GIVEN MATERIAL →
* begin *
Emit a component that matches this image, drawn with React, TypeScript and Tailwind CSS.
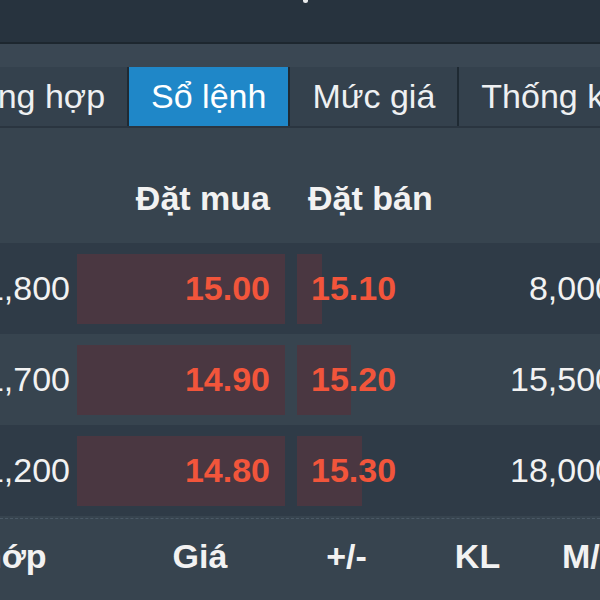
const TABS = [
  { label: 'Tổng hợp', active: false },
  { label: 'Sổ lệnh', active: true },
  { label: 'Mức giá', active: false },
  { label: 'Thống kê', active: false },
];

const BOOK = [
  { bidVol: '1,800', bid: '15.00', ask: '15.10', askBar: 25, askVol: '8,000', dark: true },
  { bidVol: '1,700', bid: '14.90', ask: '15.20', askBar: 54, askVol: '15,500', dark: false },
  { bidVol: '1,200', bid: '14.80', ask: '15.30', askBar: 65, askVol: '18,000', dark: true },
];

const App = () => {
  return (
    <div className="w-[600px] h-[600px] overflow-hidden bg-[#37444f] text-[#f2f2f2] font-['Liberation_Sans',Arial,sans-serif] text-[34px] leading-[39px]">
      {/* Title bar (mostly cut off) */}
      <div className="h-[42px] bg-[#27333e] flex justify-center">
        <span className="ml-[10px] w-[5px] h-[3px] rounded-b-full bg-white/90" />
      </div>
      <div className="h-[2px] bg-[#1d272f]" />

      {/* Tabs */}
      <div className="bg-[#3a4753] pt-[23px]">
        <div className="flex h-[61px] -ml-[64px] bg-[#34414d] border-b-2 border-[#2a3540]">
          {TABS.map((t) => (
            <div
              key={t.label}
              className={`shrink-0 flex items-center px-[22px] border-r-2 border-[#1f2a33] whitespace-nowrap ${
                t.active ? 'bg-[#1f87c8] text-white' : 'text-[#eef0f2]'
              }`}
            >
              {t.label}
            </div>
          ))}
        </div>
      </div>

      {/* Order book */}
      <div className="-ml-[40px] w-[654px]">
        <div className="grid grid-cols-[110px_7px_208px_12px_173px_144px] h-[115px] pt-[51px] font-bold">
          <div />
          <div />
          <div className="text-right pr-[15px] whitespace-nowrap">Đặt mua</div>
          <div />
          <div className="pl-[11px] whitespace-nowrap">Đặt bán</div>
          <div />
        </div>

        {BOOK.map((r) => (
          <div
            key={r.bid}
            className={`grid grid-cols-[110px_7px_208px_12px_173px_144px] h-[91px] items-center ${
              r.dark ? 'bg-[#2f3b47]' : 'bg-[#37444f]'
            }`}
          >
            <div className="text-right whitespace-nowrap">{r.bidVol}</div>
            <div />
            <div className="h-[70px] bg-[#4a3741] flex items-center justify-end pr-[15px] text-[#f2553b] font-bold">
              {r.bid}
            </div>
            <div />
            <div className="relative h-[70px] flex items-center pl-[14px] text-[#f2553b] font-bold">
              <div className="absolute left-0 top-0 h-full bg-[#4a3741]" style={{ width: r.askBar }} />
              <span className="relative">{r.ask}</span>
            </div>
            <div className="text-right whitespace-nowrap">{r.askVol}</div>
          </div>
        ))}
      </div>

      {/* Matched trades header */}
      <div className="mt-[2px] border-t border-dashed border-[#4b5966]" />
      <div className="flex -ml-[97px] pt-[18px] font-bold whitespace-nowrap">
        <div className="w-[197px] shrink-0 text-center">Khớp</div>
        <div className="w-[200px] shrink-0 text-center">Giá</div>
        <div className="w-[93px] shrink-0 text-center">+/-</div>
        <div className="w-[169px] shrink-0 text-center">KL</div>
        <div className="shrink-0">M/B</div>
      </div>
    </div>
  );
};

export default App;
* end *
INSTRUCTIONS FOR THE TASK → Exclude the images, then output the data above word for word.

CORRECT RESPONSE →
Emit a component that matches this image, drawn with React, TypeScript and Tailwind CSS.
const TABS = [
  { label: 'Tổng hợp', active: false },
  { label: 'Sổ lệnh', active: true },
  { label: 'Mức giá', active: false },
  { label: 'Thống kê', active: false },
];

const BOOK = [
  { bidVol: '1,800', bid: '15.00', ask: '15.10', askBar: 25, askVol: '8,000', dark: true },
  { bidVol: '1,700', bid: '14.90', ask: '15.20', askBar: 54, askVol: '15,500', dark: false },
  { bidVol: '1,200', bid: '14.80', ask: '15.30', askBar: 65, askVol: '18,000', dark: true },
];

const App = () => {
  return (
    <div className="w-[600px] h-[600px] overflow-hidden bg-[#37444f] text-[#f2f2f2] font-['Liberation_Sans',Arial,sans-serif] text-[34px] leading-[39px]">
      {/* Title bar (mostly cut off) */}
      <div className="h-[42px] bg-[#27333e] flex justify-center">
        <span className="ml-[10px] w-[5px] h-[3px] rounded-b-full bg-white/90" />
      </div>
      <div className="h-[2px] bg-[#1d272f]" />

      {/* Tabs */}
      <div className="bg-[#3a4753] pt-[23px]">
        <div className="flex h-[61px] -ml-[64px] bg-[#34414d] border-b-2 border-[#2a3540]">
          {TABS.map((t) => (
            <div
              key={t.label}
              className={`shrink-0 flex items-center px-[22px] border-r-2 border-[#1f2a33] whitespace-nowrap ${
                t.active ? 'bg-[#1f87c8] text-white' : 'text-[#eef0f2]'
              }`}
            >
              {t.label}
            </div>
          ))}
        </div>
      </div>

      {/* Order book */}
      <div className="-ml-[40px] w-[654px]">
        <div className="grid grid-cols-[110px_7px_208px_12px_173px_144px] h-[115px] pt-[51px] font-bold">
          <div />
          <div />
          <div className="text-right pr-[15px] whitespace-nowrap">Đặt mua</div>
          <div />
          <div className="pl-[11px] whitespace-nowrap">Đặt bán</div>
          <div />
        </div>

        {BOOK.map((r) => (
          <div
            key={r.bid}
            className={`grid grid-cols-[110px_7px_208px_12px_173px_144px] h-[91px] items-center ${
              r.dark ? 'bg-[#2f3b47]' : 'bg-[#37444f]'
            }`}
          >
            <div className="text-right whitespace-nowrap">{r.bidVol}</div>
            <div />
            <div className="h-[70px] bg-[#4a3741] flex items-center justify-end pr-[15px] text-[#f2553b] font-bold">
              {r.bid}
            </div>
            <div />
            <div className="relative h-[70px] flex items-center pl-[14px] text-[#f2553b] font-bold">
              <div className="absolute left-0 top-0 h-full bg-[#4a3741]" style={{ width: r.askBar }} />
              <span className="relative">{r.ask}</span>
            </div>
            <div className="text-right whitespace-nowrap">{r.askVol}</div>
          </div>
        ))}
      </div>

      {/* Matched trades header */}
      <div className="mt-[2px] border-t border-dashed border-[#4b5966]" />
      <div className="flex -ml-[97px] pt-[18px] font-bold whitespace-nowrap">
        <div className="w-[197px] shrink-0 text-center">Khớp</div>
        <div className="w-[200px] shrink-0 text-center">Giá</div>
        <div className="w-[93px] shrink-0 text-center">+/-</div>
        <div className="w-[169px] shrink-0 text-center">KL</div>
        <div className="shrink-0">M/B</div>
      </div>
    </div>
  );
};

export default App;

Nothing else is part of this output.